Peering

Peering – A cartoon that illustrates the disparity around venture capital funding at the moment.
Venture capital was created to do what banks would not. In the middle of the 20th century, traditional lenders avoided unproven founders, unfamiliar technologies and markets without collateral or predictable cash flows. Venture stepped in as a deliberate alternative, backing ideas that looked unreasonable at first glance but carried the potential to reshape entire industries.

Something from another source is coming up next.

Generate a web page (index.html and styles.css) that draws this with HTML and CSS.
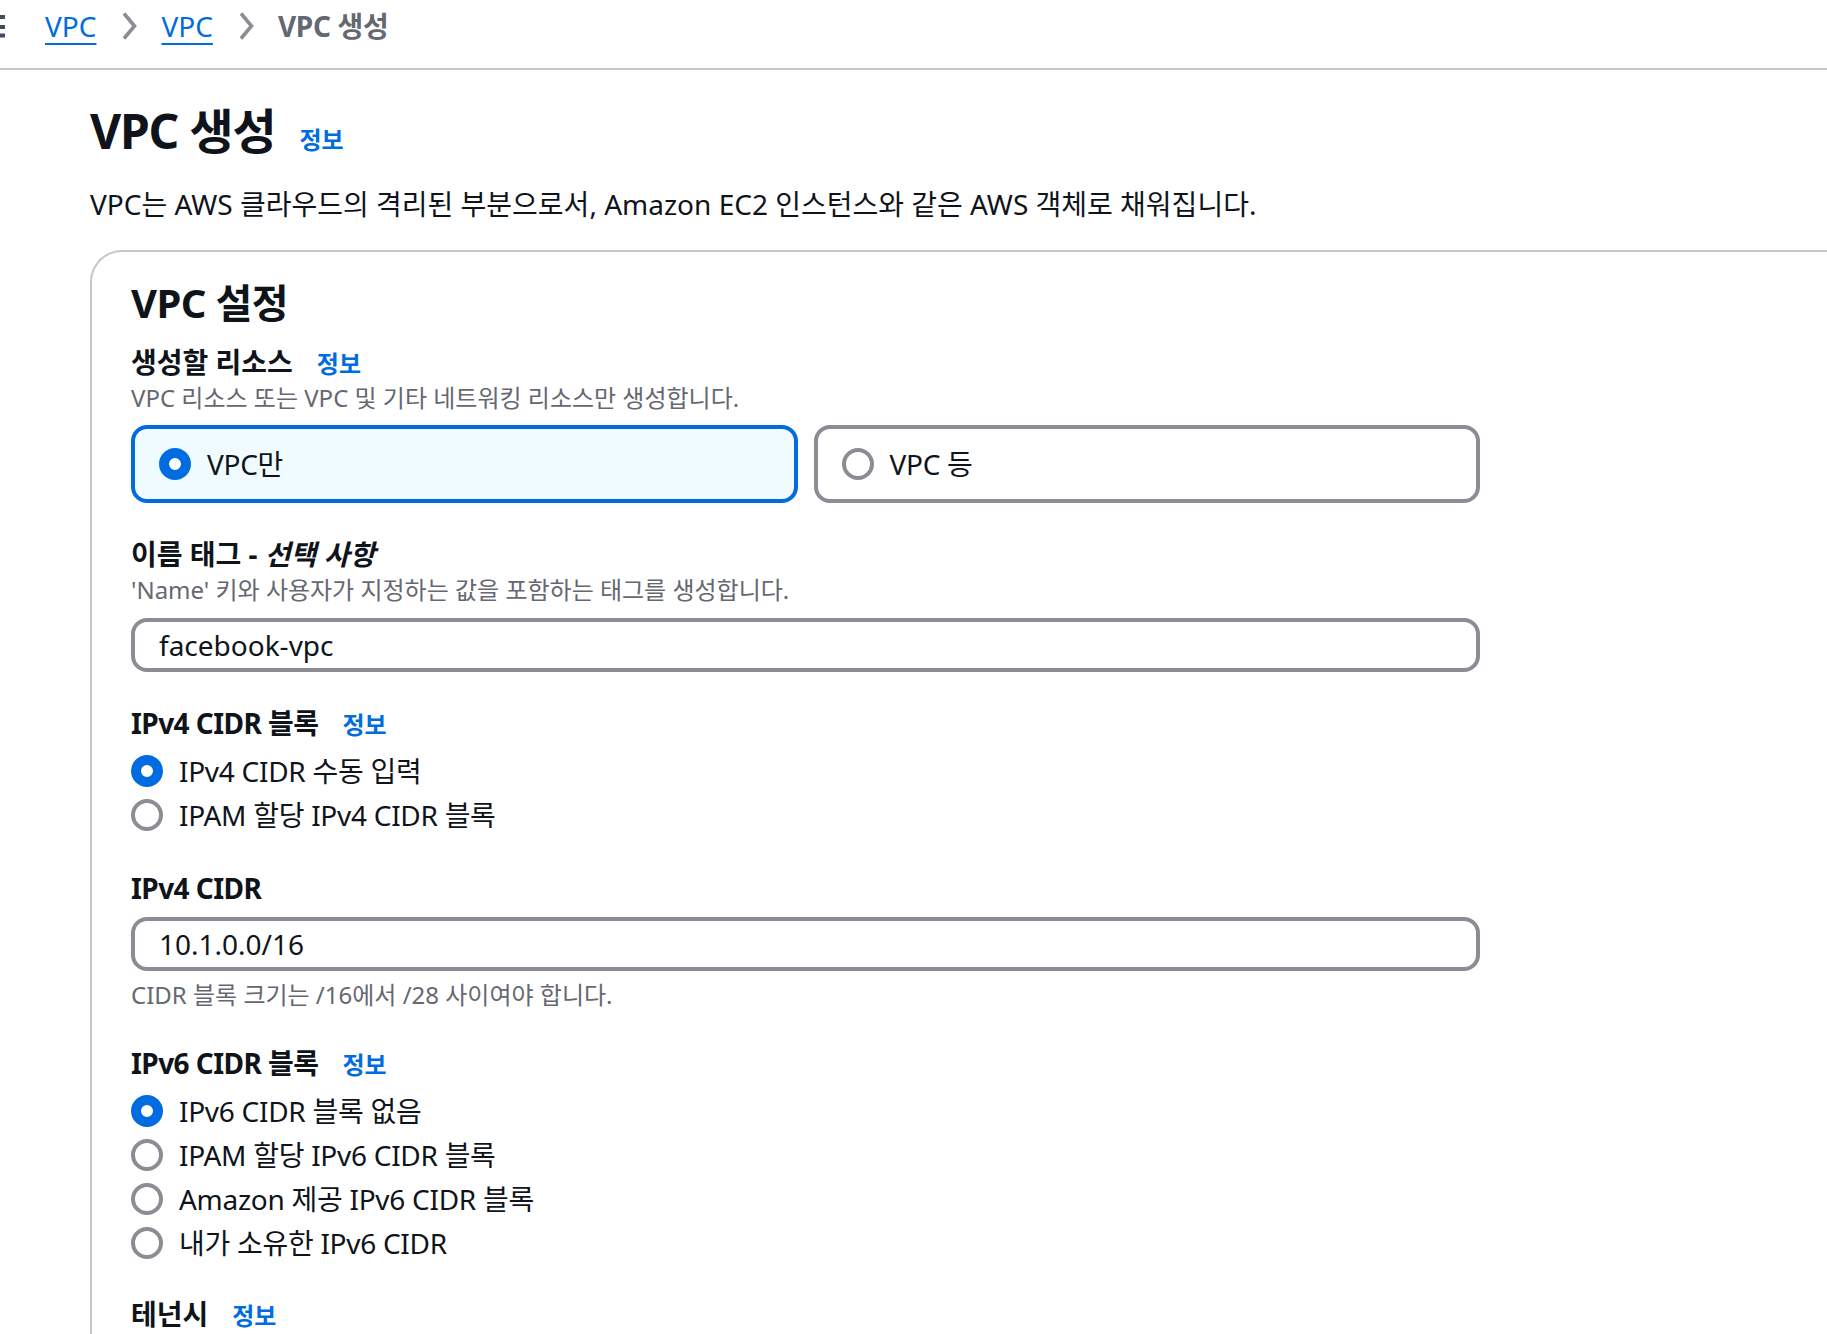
FILE: index.html
```html
<!DOCTYPE html>
<html lang="ko">
<head>
<meta charset="utf-8">
<title>VPC 생성</title>
<link rel="stylesheet" href="styles.css">
</head>
<body>
<nav class="crumbs">
  <svg class="menu-edge" width="5" height="24" viewBox="0 0 5 24" aria-hidden="true">
    <rect x="0" y="1" width="5" height="4"/>
    <rect x="0" y="11" width="5" height="4"/>
    <rect x="0" y="19.5" width="5" height="4"/>
  </svg>
  <a class="crumb-link" href="#">VPC</a>
  <svg class="chev" width="16" height="28" viewBox="0 0 16 28" aria-hidden="true"><path d="M3 1.5 L13.5 14 L3 26.5"/></svg>
  <a class="crumb-link" href="#">VPC</a>
  <svg class="chev" width="16" height="28" viewBox="0 0 16 28" aria-hidden="true"><path d="M3 1.5 L13.5 14 L3 26.5"/></svg>
  <span class="crumb-current">VPC 생성</span>
</nav>

<main class="page">
  <div class="page-head">
    <h1 class="page-title">VPC 생성</h1>
    <a class="info" href="#">정보</a>
  </div>
  <p class="lead">VPC는 AWS 클라우드의 격리된 부분으로서, Amazon EC2 인스턴스와 같은 AWS 객체로 채워집니다.</p>

  <section class="panel">
    <h2 class="panel-title">VPC 설정</h2>
    <div class="form">
      <div class="field">
        <div class="label-row"><span class="label">생성할 리소스</span><a class="info" href="#">정보</a></div>
        <p class="desc">VPC 리소스 또는 VPC 및 기타 네트워킹 리소스만 생성합니다.</p>
        <div class="tiles">
          <div class="tile selected"><span class="radio checked"></span><span class="opt">VPC만</span></div>
          <div class="tile"><span class="radio"></span><span class="opt">VPC 등</span></div>
        </div>
      </div>

      <div class="field">
        <div class="label-row"><span class="label">이름 태그 - <em>선택 사항</em></span></div>
        <p class="desc">'Name' 키와 사용자가 지정하는 값을 포함하는 태그를 생성합니다.</p>
        <div class="text-input">facebook-vpc</div>
      </div>

      <div class="field">
        <div class="label-row"><span class="label label-latin">IPv4 CIDR 블록</span><a class="info" href="#">정보</a></div>
        <div class="radios">
          <div class="radio-row"><span class="radio checked"></span><span class="opt">IPv4 CIDR 수동 입력</span></div>
          <div class="radio-row"><span class="radio"></span><span class="opt">IPAM 할당 IPv4 CIDR 블록</span></div>
        </div>
      </div>

      <div class="field">
        <div class="label-row"><span class="label label-latin">IPv4 CIDR</span></div>
        <div class="text-input">10.1.0.0/16</div>
        <p class="help">CIDR 블록 크기는 /16에서 /28 사이여야 합니다.</p>
      </div>

      <div class="field">
        <div class="label-row"><span class="label label-latin">IPv6 CIDR 블록</span><a class="info" href="#">정보</a></div>
        <div class="radios">
          <div class="radio-row"><span class="radio checked"></span><span class="opt">IPv6 CIDR 블록 없음</span></div>
          <div class="radio-row"><span class="radio"></span><span class="opt">IPAM 할당 IPv6 CIDR 블록</span></div>
          <div class="radio-row"><span class="radio"></span><span class="opt">Amazon 제공 IPv6 CIDR 블록</span></div>
          <div class="radio-row"><span class="radio"></span><span class="opt">내가 소유한 IPv6 CIDR</span></div>
        </div>
      </div>

      <div class="field field-last">
        <div class="label-row"><span class="label">테넌시</span><a class="info" href="#">정보</a></div>
      </div>
    </div>
  </section>
</main>
</body>
</html>
```

FILE: styles.css
```css
* {
  box-sizing: border-box;
}

html,
body {
  margin: 0;
  padding: 0;
  overflow: hidden;
  background: #ffffff;
}

body {
  font-family: "Noto Sans", "Noto Sans CJK KR", sans-serif;
  font-size: 28px;
  line-height: 36px;
  color: #0f141a;
}

/* ---------- breadcrumbs ---------- */
.crumbs {
  height: 70px;
  padding-top: 8px;
  border-bottom: 2px solid #c6c6cd;
  display: flex;
  align-items: flex-start;
}

.crumbs > * {
  flex: none;
}

.menu-edge {
  fill: #414d5c;
  margin-top: 6px;
  margin-right: 40px;
}

.crumb-link {
  color: #006ce0;
  font-size: 28px;
  line-height: 36px;
  text-decoration: underline;
  text-decoration-thickness: 2px;
  text-underline-offset: 6px;
}

.chev {
  margin: 4px 24px 0 25px;
  fill: none;
  stroke: #8c8c94;
  stroke-width: 3.6;
}

.crumb-current {
  color: #656871;
  font-weight: 700;
  font-size: 28px;
  line-height: 36px;
  letter-spacing: -0.01em;
}

/* ---------- page header ---------- */
.page {
  padding-left: 90px;
}

.page-head {
  margin-top: 33px;
  display: flex;
  align-items: baseline;
  gap: 24px;
}

.page-title {
  margin: 0;
  font-size: 48px;
  line-height: 56px;
  font-weight: 700;
  letter-spacing: -0.025em;
}

.info {
  color: #006ce0;
  font-size: 24px;
  line-height: 32px;
  font-weight: 700;
  text-decoration: none;
}

.lead {
  margin: 27px 0 0;
  font-size: 28px;
  line-height: 36px;
}

/* ---------- container ---------- */
.panel {
  margin-top: 28px;
  border: 2px solid #c6c6cd;
  border-right: 0;
  border-radius: 32px 0 0 0;
  padding: 27px 0 120px 39px;
}

.panel-title {
  margin: 0 0 17px;
  font-size: 40px;
  line-height: 48px;
  font-weight: 700;
  letter-spacing: -0.015em;
}

.form {
  width: 1349px;
}

.field + .field {
  margin-top: 33px;
}

.field + .field-last {
  margin-top: 31px;
}

.label-row {
  display: flex;
  align-items: baseline;
  gap: 24px;
}

.label {
  font-size: 28px;
  line-height: 36px;
  font-weight: 700;
}

.label-latin {
  letter-spacing: -0.02em;
}

.label em {
  font-style: italic;
}

.desc {
  margin: 1px 0 0;
  font-size: 24px;
  line-height: 34px;
  color: #656871;
}

.help {
  margin: 7px 0 0;
  font-size: 24px;
  line-height: 34px;
  color: #656871;
}

/* ---------- tiles ---------- */
.tiles {
  margin-top: 10px;
  display: grid;
  grid-template-columns: 1fr 1fr;
  gap: 16px;
}

.tile {
  height: 78px;
  border: 4px solid #8c8c94;
  border-radius: 16px;
  padding: 0 24px;
  display: flex;
  align-items: center;
  gap: 16px;
  background: #ffffff;
}

.tile.selected {
  border-color: #006ce0;
  background: #f0fbff;
}

/* ---------- radios ---------- */
.radio {
  flex: none;
  width: 32px;
  height: 32px;
  border-radius: 50%;
  border: 4px solid #8c8c94;
  background: #ffffff;
}

.radio.checked {
  border: 10px solid #006ce0;
}

.opt {
  font-size: 28px;
  line-height: 36px;
  color: #0f141a;
  letter-spacing: -0.01em;
}

.radios {
  margin-top: 8px;
}

.radio-row {
  height: 44px;
  display: flex;
  align-items: center;
  gap: 16px;
}

/* ---------- inputs ---------- */
.text-input {
  margin-top: 11px;
  height: 54px;
  border: 4px solid #8c8c94;
  border-radius: 16px;
  padding: 0 24px;
  display: flex;
  align-items: center;
  font-size: 28px;
  color: #0f141a;
}
```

In 2025, that bargain looks increasingly one-sided. U.S. venture deal value reached $339 BN, nearly matching the highs of the last cycle. On the surface, it looks like a recovery, but underneath the concentration is stark. Half of all venture dollars invested this year went into just 0.05% of completed deals.
At the late stage, capital piled into familiar names like OpenAI and Databricks, with multi-billion-dollar rounds absorbing an outsized share of total dollars. But the concentration doesn’t stop there. At earlier stages, companies such as Inflection AI, Adept AI, xAI, and Character.AI raised what would historically be considered growth-stage capital at or near the seed stage. Enormous checks written to a very small number of teams.
PitchBook data shows that outside AI, dealmaking remains muted. A majority of first-time financings now go to AI companies, not because innovation elsewhere has disappeared, but because capital has converged on a narrow set of narratives and firms. Exit value is still only 34% of its 2021 peak, and fundraising reflects that strain, with new commitments falling to $66 BN as LPs wait for liquidity.
The same dynamic plays out at the firm level. Andreessen Horowitz’s $15 BN fundraise stands in sharp contrast to the struggle faced by emerging managers. The result is an industry where a small group is firmly inside the room, while much of the startup ecosystem stands outside, peering through the blinds at a party they are not invited to.
As Peter Thiel once put it, “brilliant thinking is rare, but courage is in even shorter supply than genius.” If venture capital loses the courage to fund ideas outside today’s consensus winners, it risks becoming as cautious and exclusionary as the banks it was meant to replace.